I imagined myself in meetings where nobody asked me what was wrong. In my dreams, nobody thought I had a cat in hospice or a brother lost at sea.
Finally, I made a decision: I was going to get me some Botox.
I wasn’t willing to spend much money, though. If you’re getting Botox for the first time, where should you get it on a budget? Groupon! Discount sales by people who need business? Perfect. Discount poison.
I got a great deal.
I brought my coupon to the office building, which was unmarked except for the number on the door. The ravine on my forehead deepened in concern as I surveyed the “office.” I entered a room where there was no secretary, just an open space with a Sloppy Man giving injections to another wrinkly woman right in front of me.
Sloppy Man lifted his chin at me. “You got a Groupon?”
“Umm, yes,” I responded, waving my paper in the air.
“Have a seat. I’ll be with you in a second.”
The other wrinkly woman left. I handed the Sloppy Man my coupon. He pulled out three vials of salad dressing/poison/water/who-knows-what and a needle. “You ready?”
“Yes,” I squeaked, gritting my teeth.
He brandished the needle with a flourish and, without any further explanation, began stabbing me about the eyes. Water/Botox/salad dressing leaked out and ran down my face.
I was sure I now had rabies or a lesser evil, maybe some salad dressing-borne illness. As I sat in his chair, I raised my (still-wrinkly) brow heavenward and asked to be forgiven for my vanity. The Sloppy Man blotted my face with a scratchy towel and sent me on my way.
I dashed to my car and promptly called my friend (who blessedly also happens to be a psychologist).
“Igotdiscountbotoxbutwhoknowswhatitreallywasfromsomescarymaninadarkbuil—” crrrunch.
…I backed into a telephone pole as I screeched out of the parking lot.
Remarkably, I did not end up with a needle-born illness, nor did I get whiplash from the crash. God bless us all.
However, I did not get rid of my forehead ravine. Turns out, placebos don’t actually work with wrinkles. My ravine got worse after the accident and the conditions under which it occurred.
Before I had my car fixed, I answered dozens of questions about what had happened. “I, ummmm, backed into a telephone pole.” Dumb, yes. But less shameful than telling the whole story. How could I tell people that I had backed into a telephone pole while talking on the phone because I thought I was going to die because I bought black-market Botox?
But then karma really wanted to get back at me for being so vain in the first place.
I brought my car to be fixed. The mechanic nodded at the dents. “Wow, you really did some damage. How’d you do it?”

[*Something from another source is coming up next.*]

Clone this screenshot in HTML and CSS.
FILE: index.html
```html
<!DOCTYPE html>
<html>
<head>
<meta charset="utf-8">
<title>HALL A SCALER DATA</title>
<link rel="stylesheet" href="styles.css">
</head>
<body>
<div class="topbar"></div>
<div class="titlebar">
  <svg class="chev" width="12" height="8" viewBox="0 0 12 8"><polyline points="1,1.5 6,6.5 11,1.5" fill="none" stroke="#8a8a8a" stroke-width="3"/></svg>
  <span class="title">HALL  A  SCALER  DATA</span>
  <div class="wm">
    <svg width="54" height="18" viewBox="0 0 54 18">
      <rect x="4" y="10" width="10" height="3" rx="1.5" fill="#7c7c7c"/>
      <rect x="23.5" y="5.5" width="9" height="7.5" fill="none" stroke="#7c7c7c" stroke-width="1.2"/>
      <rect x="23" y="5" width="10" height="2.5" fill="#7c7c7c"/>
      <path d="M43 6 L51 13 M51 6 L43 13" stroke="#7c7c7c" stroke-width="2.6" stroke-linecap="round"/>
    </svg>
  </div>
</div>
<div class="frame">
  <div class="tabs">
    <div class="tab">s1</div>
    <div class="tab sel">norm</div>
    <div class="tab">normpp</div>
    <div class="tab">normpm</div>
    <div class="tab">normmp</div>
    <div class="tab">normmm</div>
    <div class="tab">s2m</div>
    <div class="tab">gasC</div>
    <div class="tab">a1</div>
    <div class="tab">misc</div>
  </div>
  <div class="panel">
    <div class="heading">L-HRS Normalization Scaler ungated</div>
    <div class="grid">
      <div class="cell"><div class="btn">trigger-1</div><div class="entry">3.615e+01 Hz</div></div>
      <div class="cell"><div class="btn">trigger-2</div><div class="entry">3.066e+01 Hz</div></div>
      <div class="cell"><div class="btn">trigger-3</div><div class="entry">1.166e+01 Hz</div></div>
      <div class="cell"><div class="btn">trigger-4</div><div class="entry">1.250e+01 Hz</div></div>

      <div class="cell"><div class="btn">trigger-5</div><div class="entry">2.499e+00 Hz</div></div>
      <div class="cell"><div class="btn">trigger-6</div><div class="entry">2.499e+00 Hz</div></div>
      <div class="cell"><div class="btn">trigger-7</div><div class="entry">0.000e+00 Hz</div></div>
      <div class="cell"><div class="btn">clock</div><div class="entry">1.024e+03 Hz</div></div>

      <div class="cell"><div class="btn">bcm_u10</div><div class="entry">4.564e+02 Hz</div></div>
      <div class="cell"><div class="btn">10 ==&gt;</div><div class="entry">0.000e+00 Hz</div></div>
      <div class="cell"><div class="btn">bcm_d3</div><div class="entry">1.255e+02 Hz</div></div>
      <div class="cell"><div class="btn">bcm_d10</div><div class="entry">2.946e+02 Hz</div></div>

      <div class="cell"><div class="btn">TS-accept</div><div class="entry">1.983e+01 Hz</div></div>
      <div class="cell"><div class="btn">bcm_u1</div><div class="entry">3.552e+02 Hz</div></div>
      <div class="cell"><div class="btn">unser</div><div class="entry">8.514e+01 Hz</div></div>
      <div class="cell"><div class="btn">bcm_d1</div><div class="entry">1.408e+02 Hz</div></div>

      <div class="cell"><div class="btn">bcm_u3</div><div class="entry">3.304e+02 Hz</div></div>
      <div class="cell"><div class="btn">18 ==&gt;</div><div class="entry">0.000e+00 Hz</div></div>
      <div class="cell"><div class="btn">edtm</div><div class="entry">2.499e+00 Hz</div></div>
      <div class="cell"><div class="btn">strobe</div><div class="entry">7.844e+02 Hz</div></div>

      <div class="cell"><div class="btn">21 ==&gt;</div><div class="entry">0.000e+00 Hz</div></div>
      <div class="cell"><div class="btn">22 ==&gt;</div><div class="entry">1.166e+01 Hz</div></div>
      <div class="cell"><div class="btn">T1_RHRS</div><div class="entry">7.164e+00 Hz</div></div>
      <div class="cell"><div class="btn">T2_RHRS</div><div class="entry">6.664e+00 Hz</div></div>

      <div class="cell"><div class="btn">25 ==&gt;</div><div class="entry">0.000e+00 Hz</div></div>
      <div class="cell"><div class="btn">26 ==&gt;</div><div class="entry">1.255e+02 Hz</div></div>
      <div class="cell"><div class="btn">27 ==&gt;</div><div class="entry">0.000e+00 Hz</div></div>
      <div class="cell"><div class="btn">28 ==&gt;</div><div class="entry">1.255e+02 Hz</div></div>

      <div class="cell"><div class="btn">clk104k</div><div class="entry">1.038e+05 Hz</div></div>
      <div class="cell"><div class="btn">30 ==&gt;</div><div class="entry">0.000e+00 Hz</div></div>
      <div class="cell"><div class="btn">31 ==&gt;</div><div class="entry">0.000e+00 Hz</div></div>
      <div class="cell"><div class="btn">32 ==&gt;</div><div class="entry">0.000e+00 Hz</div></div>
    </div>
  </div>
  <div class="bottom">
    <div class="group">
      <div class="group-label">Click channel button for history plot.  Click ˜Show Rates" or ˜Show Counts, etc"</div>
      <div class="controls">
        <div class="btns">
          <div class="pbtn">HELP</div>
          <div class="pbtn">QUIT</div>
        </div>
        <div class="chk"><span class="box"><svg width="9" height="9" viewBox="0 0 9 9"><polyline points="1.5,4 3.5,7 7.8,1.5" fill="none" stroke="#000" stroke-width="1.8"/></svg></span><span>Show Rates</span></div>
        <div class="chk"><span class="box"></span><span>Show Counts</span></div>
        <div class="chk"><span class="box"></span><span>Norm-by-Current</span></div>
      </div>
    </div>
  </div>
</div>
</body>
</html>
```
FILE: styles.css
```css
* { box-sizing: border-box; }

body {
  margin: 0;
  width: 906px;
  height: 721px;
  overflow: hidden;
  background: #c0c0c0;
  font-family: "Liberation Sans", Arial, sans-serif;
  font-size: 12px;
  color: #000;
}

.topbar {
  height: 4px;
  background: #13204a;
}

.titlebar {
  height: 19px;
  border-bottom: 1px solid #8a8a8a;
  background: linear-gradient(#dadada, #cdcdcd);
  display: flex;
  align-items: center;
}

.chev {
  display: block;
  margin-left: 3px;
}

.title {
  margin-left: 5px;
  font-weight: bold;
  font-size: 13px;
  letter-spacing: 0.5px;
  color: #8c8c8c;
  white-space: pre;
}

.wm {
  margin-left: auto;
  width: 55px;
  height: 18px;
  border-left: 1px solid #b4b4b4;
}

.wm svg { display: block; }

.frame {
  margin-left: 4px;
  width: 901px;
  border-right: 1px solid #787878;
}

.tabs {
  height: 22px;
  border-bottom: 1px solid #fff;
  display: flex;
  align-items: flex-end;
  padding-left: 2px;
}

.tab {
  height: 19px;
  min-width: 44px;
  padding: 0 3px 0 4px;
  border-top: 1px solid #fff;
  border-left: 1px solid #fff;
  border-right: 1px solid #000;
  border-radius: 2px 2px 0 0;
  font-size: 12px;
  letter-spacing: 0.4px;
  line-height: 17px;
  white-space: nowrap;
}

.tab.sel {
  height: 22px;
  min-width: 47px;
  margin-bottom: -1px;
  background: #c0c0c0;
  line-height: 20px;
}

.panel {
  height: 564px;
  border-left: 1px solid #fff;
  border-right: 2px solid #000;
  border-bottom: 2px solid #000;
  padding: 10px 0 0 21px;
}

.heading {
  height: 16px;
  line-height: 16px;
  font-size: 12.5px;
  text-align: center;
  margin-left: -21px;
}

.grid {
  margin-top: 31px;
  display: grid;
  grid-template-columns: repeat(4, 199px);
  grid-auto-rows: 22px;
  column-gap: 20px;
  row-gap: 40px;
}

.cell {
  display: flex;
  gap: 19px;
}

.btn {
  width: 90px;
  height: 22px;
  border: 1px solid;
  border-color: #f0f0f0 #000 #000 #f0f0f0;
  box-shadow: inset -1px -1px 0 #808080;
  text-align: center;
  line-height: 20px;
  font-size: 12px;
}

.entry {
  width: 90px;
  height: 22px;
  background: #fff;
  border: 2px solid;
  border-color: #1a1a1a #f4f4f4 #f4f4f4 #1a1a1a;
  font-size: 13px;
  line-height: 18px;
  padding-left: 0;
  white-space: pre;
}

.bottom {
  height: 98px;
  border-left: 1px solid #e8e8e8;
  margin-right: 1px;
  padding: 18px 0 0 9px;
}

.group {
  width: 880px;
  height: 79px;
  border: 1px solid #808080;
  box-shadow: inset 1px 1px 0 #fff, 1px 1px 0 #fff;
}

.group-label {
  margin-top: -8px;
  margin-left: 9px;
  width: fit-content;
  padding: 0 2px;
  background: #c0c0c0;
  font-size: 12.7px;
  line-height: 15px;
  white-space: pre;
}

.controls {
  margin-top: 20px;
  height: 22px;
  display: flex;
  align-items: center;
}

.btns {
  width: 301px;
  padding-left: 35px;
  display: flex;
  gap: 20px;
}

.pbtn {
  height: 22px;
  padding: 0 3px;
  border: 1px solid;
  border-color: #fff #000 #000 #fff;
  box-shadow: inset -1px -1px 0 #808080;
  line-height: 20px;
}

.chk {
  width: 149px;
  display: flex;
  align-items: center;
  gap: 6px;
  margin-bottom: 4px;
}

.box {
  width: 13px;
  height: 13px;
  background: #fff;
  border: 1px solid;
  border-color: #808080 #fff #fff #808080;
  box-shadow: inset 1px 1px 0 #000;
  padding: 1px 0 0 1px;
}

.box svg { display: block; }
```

One week later, I was still hitching rides from friends and family and sending my kids off to activities with anyone who’d take them. Ten days after the original drop off, I went to get my car. It was shiny and dent-free. I would no longer have to tell people that I had run into a telephone pole.
But the car wouldn’t start.
“Hmmm,” the mechanic said. “Looks like I drained the battery.” Three jumps later, the car started.
The mechanic handed me an invoice for $2,000. The furrow in my brow deepened.
A year later, I would like to say that I’m a wiser person who understands Botox could never bring me true happiness…but I’d be lying. Instead, I catch myself wondering, what if I got it from a real doctor instead?
In the meantime, people are still asking me what’s wrong.
I’m still smiling and saying, “Nothing. Nothing’s wrong.” While considering my next move.